Airborne Scanning

Gottfried Mandlburger et al.: Concept and Performance Evaluation of a Novel UAV-Borne Topo-Bathymetric LiDAR Sensor 19.03.2020

We present the sensor concept and first performance and accuracy assessment results of a novel lightweight topo-bathymetric laser scanner designed for integration on Unmanned Aerial Vehicles (UAVs), light aircraft, and helicopters. The instrument is particularly well suited for capturing river bathymetry in high spatial resolution as a consequence of (i) the low nominal flying altitude of 50–150 m above ground level resulting in a laser footprint diameter on the ground of typically 10–30 cm and (ii) the high pulse repetition rate of up to 200 kHz yielding a point density on the ground of approximately 20–50 points/m2. The instrument features online waveform processing and additionally stores the full waveform within the entire range gate for waveform analysis in post-processing.
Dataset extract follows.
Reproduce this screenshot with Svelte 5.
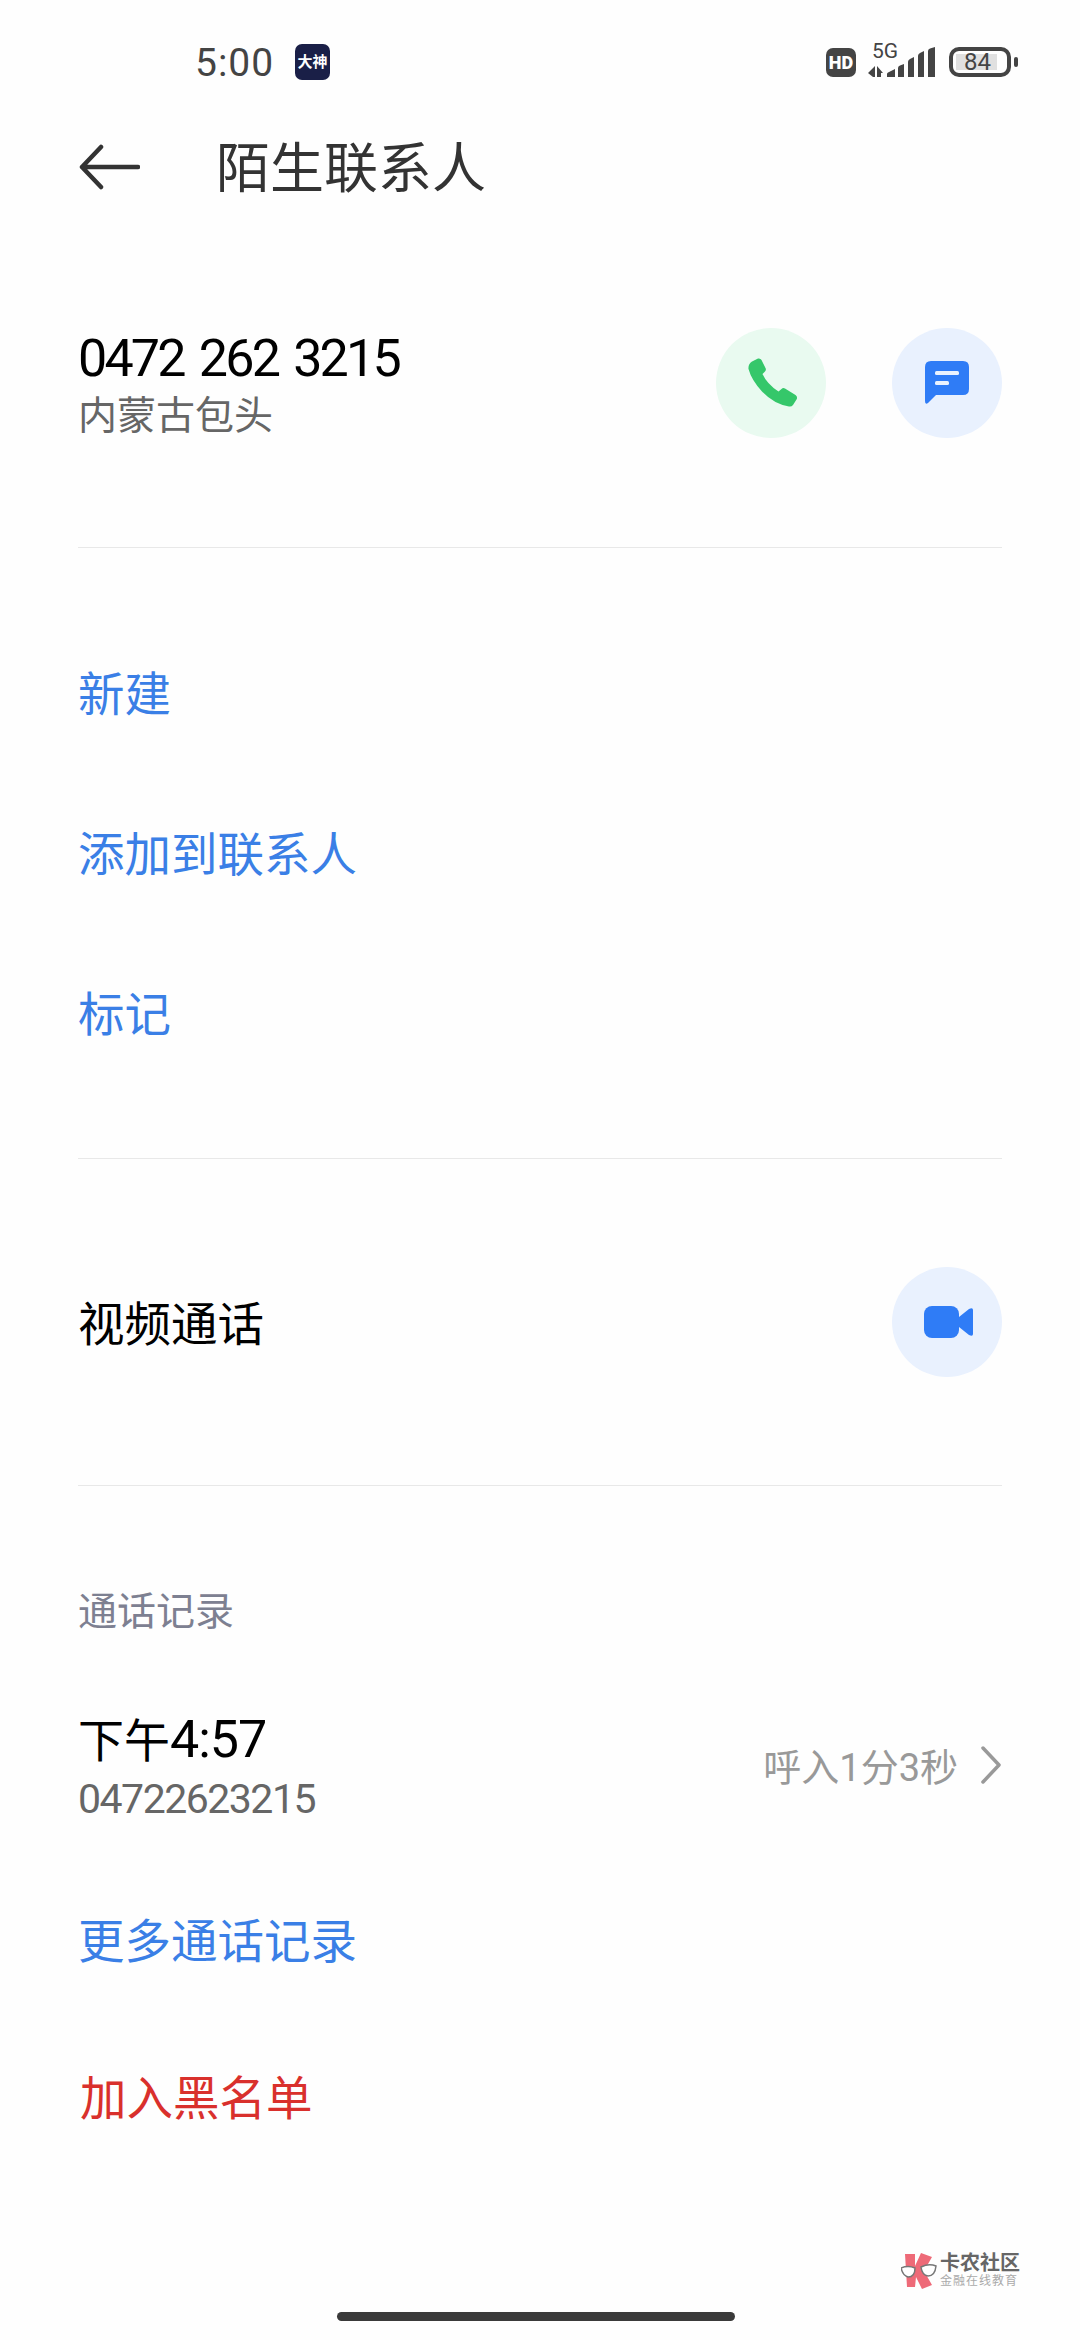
<script>
  const actions = ['新建', '添加到联系人', '标记'];
</script>

<div class="page">
  <div class="status">
    <span class="time">5:00</span>
    <span class="badge">大神</span>
    <span class="spacer"></span>
    <span class="hd">HD</span>
    <div class="signal">
      <span class="five-g">5G</span>
      <svg width="67" height="30" viewBox="0 0 67 30">
        <path d="M0 26L7 19V30H5ZM9 19L15 26H13V30H9Z" fill="#444" />
        <path d="M19 30V27Q19 26 20 25.500L27 22V30ZM30 30V21Q30 19 32 18.500L36 17V30ZM40 30V15Q40 13 42 12L46 10V30ZM50 30V9Q50 7 52 6L56 4V30ZM60 30V4Q60 2 62 1.500L67 0V30Z" fill="#444" />
      </svg>
    </div>
    <div class="battery">
      <div class="level">84</div>
    </div>
    <span class="nub"></span>
  </div>

  <header class="title-bar">
    <svg class="back" width="62" height="46" viewBox="0 0 62 46" fill="none" stroke="#333" stroke-width="4.500" stroke-linecap="round" stroke-linejoin="round">
      <path d="M60 23H4M23 3L4 23l19 20" />
    </svg>
    <h1>陌生联系人</h1>
  </header>

  <section class="contact">
    <div class="info">
      <div class="number">0472 262 3215</div>
      <div class="place">内蒙古包头</div>
    </div>
    <div class="round green">
      <svg class="nudge" width="50" height="50" viewBox="0 0 50 50">
        <path d="M4 3.500L10 0.500Q12.500 0 13.500 2L17.500 10Q18.500 12 17 13.500L14.500 16Q19 26 30.500 33.500L33.500 31Q35 29.500 37 30.500L47.500 37Q50 39 48.500 41.500L45 47Q43.500 49 41 48.500Q26 46 14 33.500Q3.500 22 0.500 11Q0 6 4 3.500Z" fill="#35c76a" />
      </svg>
    </div>
    <div class="round blue message">
      <svg width="44" height="44" viewBox="0 0 44 44">
        <path d="M6 0H38Q44 0 44 6V28Q44 34 38 34H11L3 42Q0 44 0 40V6Q0 0 6 0Z" fill="#2f7cf6" />
        <rect x="10" y="10" width="24" height="4" rx="1.500" fill="#eaf2fe" />
        <rect x="10" y="20" width="14" height="4" rx="1.500" fill="#eaf2fe" />
      </svg>
    </div>
  </section>

  <section class="actions">
    {#each actions as action}
      <div class="link">{action}</div>
    {/each}
  </section>

  <section class="video">
    <span class="video-label">视频通话</span>
    <div class="round blue">
      <svg class="nudge" width="50" height="32" viewBox="0 0 50 32">
        <rect width="35" height="32" rx="8" fill="#2f7cf6" />
        <path d="M35 11L45 3Q49 1 49 4V28Q49 31 45 29L35 21Z" fill="#2f7cf6" />
      </svg>
    </div>
  </section>

  <section class="log">
    <div class="log-title">通话记录</div>
    <div class="call">
      <div>
        <div class="call-time">下午<span class="digits">4:57</span></div>
        <div class="call-number">04722623215</div>
      </div>
      <div class="call-detail">
        <span>呼入1分3秒</span>
        <svg width="22" height="38" viewBox="0 0 22 38" fill="none" stroke="#999" stroke-width="3.500" stroke-linecap="round" stroke-linejoin="round">
          <path d="M3 2l16 17L3 36" />
        </svg>
      </div>
    </div>
    <div class="link more">更多通话记录</div>
    <div class="link danger">加入黑名单</div>
  </section>

  <div class="watermark">
    <svg width="36" height="36" viewBox="0 0 36 36">
      <path d="M4 1H14V13L20 0L31 4L23 18L31 32L21 36L15 24L14 34H6Z" fill="#ee6a78" />
      <path d="M0 15Q7 12 14 15Q14 24 7 24Q2 23 0 15ZM20 14Q28 10 35 13Q34 23 27 23Q21 22 20 14Z" fill="#fff" stroke="#777" stroke-width="1.500" />
    </svg>
    <div class="mark-text">
      <div class="mark-name">卡农社区</div>
      <div class="mark-sub">金融在线教育</div>
    </div>
  </div>

  <div class="home-bar"></div>
</div>

<style>
  :global(body) {
    margin: 0;
    background: #fefefe;
  }
  .page {
    position: relative;
    width: 1080px;
    height: 2340px;
    overflow: hidden;
    font-family: Roboto, "Noto Sans CJK SC", sans-serif;
    color: #000;
  }
  .status {
    display: flex;
    align-items: center;
    height: 40px;
    padding: 42px 0 0 195px;
    color: #444;
  }
  .time {
    font-size: 39px;
    letter-spacing: 1px;
    width: 100px;
    margin-top: 1px;
  }
  .badge {
    width: 35px;
    height: 36px;
    border-radius: 7px;
    background: #1a1f47;
    color: #fff;
    font-size: 15px;
    font-weight: 700;
    line-height: 36px;
    text-align: center;
    white-space: nowrap;
  }
  .spacer {
    flex: 1;
  }
  .hd {
    width: 30px;
    height: 29px;
    border-radius: 7px;
    background: #444;
    color: #fff;
    font-size: 18px;
    font-weight: 900;
    line-height: 29px;
    text-align: center;
  }
  .signal {
    position: relative;
    width: 67px;
    height: 30px;
    margin-left: 12px;
  }
  .five-g {
    position: absolute;
    left: 4px;
    top: -6px;
    font-size: 21px;
    line-height: 20px;
  }
  .signal svg {
    display: block;
  }
  .battery {
    box-sizing: border-box;
    width: 62px;
    height: 30px;
    margin-left: 14px;
    padding: 3px 10px 3px 3px;
    border: 4px solid #444;
    border-radius: 10px;
    display: flex;
  }
  .level {
    flex: 1;
    padding-left: 8px;
    background: #e0e0e0;
    font-size: 24px;
    line-height: 16px;
    white-space: nowrap;
  }
  .nub {
    width: 4px;
    height: 10px;
    margin: 0 62px 0 3px;
    border-radius: 2px;
    background: #444;
  }

  .title-bar {
    display: flex;
    align-items: center;
    height: 62px;
    margin-top: 54px;
    padding-left: 78px;
  }
  .back {
    margin-right: 76px;
  }
  h1 {
    margin: -6px 0 0;
    font-size: 54px;
    font-weight: 400;
    color: #333;
  }

  .contact {
    box-sizing: border-box;
    display: flex;
    align-items: center;
    height: 261px;
    margin: 89px 78px 0;
    padding: 41px 0 109px;
    border-bottom: 1px solid #e8e8e8;
  }
  .info {
    flex: 1;
    margin-top: 7px;
  }
  .number {
    font-size: 52px;
    letter-spacing: -2.800px;
    word-spacing: 5px;
    line-height: 58px;
  }
  .place {
    font-size: 39px;
    line-height: 56px;
    color: #666;
  }
  .round {
    display: flex;
    align-items: center;
    justify-content: center;
    width: 110px;
    height: 110px;
    border-radius: 50%;
  }
  .nudge {
    margin-left: 4px;
  }
  .green {
    background: #e9faf0;
  }
  .blue {
    background: #e9f1fe;
  }
  .message {
    margin-left: 66px;
  }

  .actions {
    box-sizing: border-box;
    height: 611px;
    margin: 0 78px;
    padding-top: 67px;
    border-bottom: 1px solid #e8e8e8;
  }
  .link {
    font-size: 46.500px;
    height: 160px;
    line-height: 160px;
    color: #3a7fe6;
  }

  .video {
    display: flex;
    align-items: center;
    justify-content: space-between;
    height: 326px;
    margin: 0 78px;
    border-bottom: 1px solid #e8e8e8;
    font-size: 46.500px;
  }
  .video-label {
    margin-top: -4px;
  }

  .log {
    margin: 0 78px;
  }
  .log-title {
    margin-top: 98px;
    font-size: 39px;
    line-height: 56px;
    color: #7d8091;
  }
  .call {
    display: flex;
    align-items: center;
    justify-content: space-between;
    margin-top: 70px;
  }
  .call-time {
    font-size: 46px;
    line-height: 60px;
  }
  .digits {
    font-size: 52px;
    letter-spacing: -1px;
  }
  .call-number {
    font-size: 41px;
    letter-spacing: -1.500px;
    line-height: 56px;
    color: #666;
  }
  .call-detail {
    display: flex;
    align-items: center;
    gap: 22px;
    margin-top: -8px;
    font-size: 38px;
    color: #999;
  }
  .more {
    margin-top: 35px;
  }
  .danger {
    margin-top: -3px;
    padding-left: 2px;
    color: #d9302c;
  }

  .watermark {
    position: absolute;
    left: 901px;
    top: 2252px;
    display: flex;
    align-items: center;
    gap: 3px;
  }
  .mark-name {
    font-size: 20px;
    line-height: 22px;
    font-weight: 700;
    color: #666;
  }
  .mark-sub {
    font-size: 12px;
    line-height: 15px;
    letter-spacing: 1px;
    color: #aaa;
  }
  .home-bar {
    position: absolute;
    left: 337px;
    top: 2312px;
    width: 398px;
    height: 9px;
    border-radius: 5px;
    background: #3a3a3a;
  }
</style>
The sensor was tested in a real-world environment by acquiring data from two freshwater ponds and a 500 m section of the pre-Alpine Pielach River (Lower Austria). The captured underwater points featured a maximum penetration of two times the Secchi depth. On dry land, the 3D point clouds exhibited (i) a measurement noise in the range of 1–3 mm; (ii) a fitting precision of redundantly captured flight strips of 1 cm; and (iii) an absolute accuracy of 2–3 cm compared to terrestrially surveyed checkerboard targets. A comparison of the refraction corrected LiDAR point cloud with independent underwater checkpoints exhibited a maximum deviation of 7.8 cm and revealed a systematic depth-dependent error when using a refraction coefficient of n = 1.36 for time-of-flight correction. The bias is attributed to multi-path effects in the turbid water column (Secchi depth: 1.1 m) caused by forward scattering of the laser signal at suspended particles. Due to the high spatial resolution, good depth performance, and accuracy, the sensor shows a high potential for applications in hydrology, fluvial morphology, and hydraulic engineering, including flood simulation, sediment transport modeling, and habitat mapping.